I have checked and double checked several times but I can’t find a solution.

Hello,

Have you used our RDMA performance tool that comes embedded with our driver? (nd_write/read/send_bw)
We do not test performance with the diskpd utility.

Did you test b2b omitting the switch(s)?

Are you monitoring the RDMA-traffic via perfmon?

Did you validate recommended BIOS Settings for maximum performance have been set on both Windows servers?

Have you consulted our WinOF2 UM section “Tunable Performance Parameters”? (IE: MTU, rcv/send buffers,RSS, etc)

Note: Make sure MTU is matching on switch(s)/ports.
RSS configuration very important to distribute traffic across cores belonging to the NUMA closest to the HCA.

Did you test omitting the Team-set? (IE: single HCA from both baremetal servers)?

Was the FW aligned when version 2.80 was installed?

Is or are the HCA’s installed on PCIe 3/4 x8/x16? 3x16 or 4x16 will provide better performance.

Are you seeing drop counters from the switch(s) and/or servers?

Sophie.

Hello Sophie, thanks for the reply. I’ll answer you point by point with the tests I will perform.
yes I have run the tests with specific tools of the WINof 2.80 drivers.
this is a test with send_bw. the others are analogues to this result.
#qp #bytes #iterations MR [Mmps] Gb / s CPU Util.
0 65536 100000 0.186 97.73 100.00

yes I’m monitoring the results also through windows perfmon …
in the bios settings I set the “Virtualization - Max Performance” workload. I think it is the most recommended since they are hyper-v hosts. By default this profile configures down all parameters in the WINof driver specification as suggested by mellanox.

I looked at the performance tuning part. I don’t know whether to increase the ReciveBuffer and SendBuffer entries. or rather, I tried but found no benefit. as for the registry keys, it is not well documented, and I don’t understand if they also refer to Win2019.

MTU is correct and is set to 9000 across the whole network, ports, switches.
and if it is disabled you will notice a lot the difference.

Rss, I checked and everything seems ok. do you have any particular advice to check it?

yes I also tried to bypass the team, using single ports.
but the results are identical.

yes the firmware of the cards are updated to the latest version and match the driver 2.80. (also verified with HPE support).

the cards are connected under PCI x16.
Bus Type: PCI-E 8.0 GT / s x16

I don’t see anything dropped from the switch counter, nor from the windows performance.

since you don’t find much in the forums or on the web, I’d like to know how much such a configuration should perform.
therefore I cannot understand if the infrastructure is really going to the maximum or not.

Hello,

You are getting 97.73Gbs so you are reaching rate line with our tool which imply our HCA is working as expected.
ROCE only supports active-standby so the bandwidth measurement is from 100Gbs only.
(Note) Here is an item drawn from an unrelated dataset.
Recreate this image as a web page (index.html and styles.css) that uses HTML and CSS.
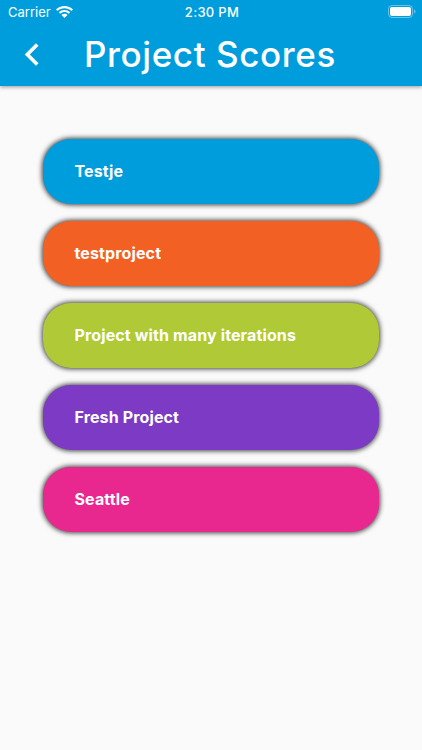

Have you consulted with the vendor that blessed, support and tested such deployment?

Sophie.

yes of course, all the hardware configuration has been certified by our reseller during the purchase, and also certified by HP.

the problem is that I can’t get a comparison with another configuration. I could even do a thousand tests, but without a comparison I wouldn’t know.
for example: the mellanox tools have calculated that the network travels at 97.73 gbs.

a trivial test: the copy of 1 large file, such as a 50gb VHDX from the c: \ of one server to the c: \ of another server, the copy is about 800mbs …
possible? is this a wrong measurement? or am I doing something wrong?
server storage is on NVME (mixed use).

I would recommend in parallel to engage the certified vendor(s) for QA inquiries, how do they test and what is the overall bandwidth expected. They should have some benchmarking numbers and applicable tool(s) they certified for this deployment. From our HCA perspective, the rate line is reached.

Sophie.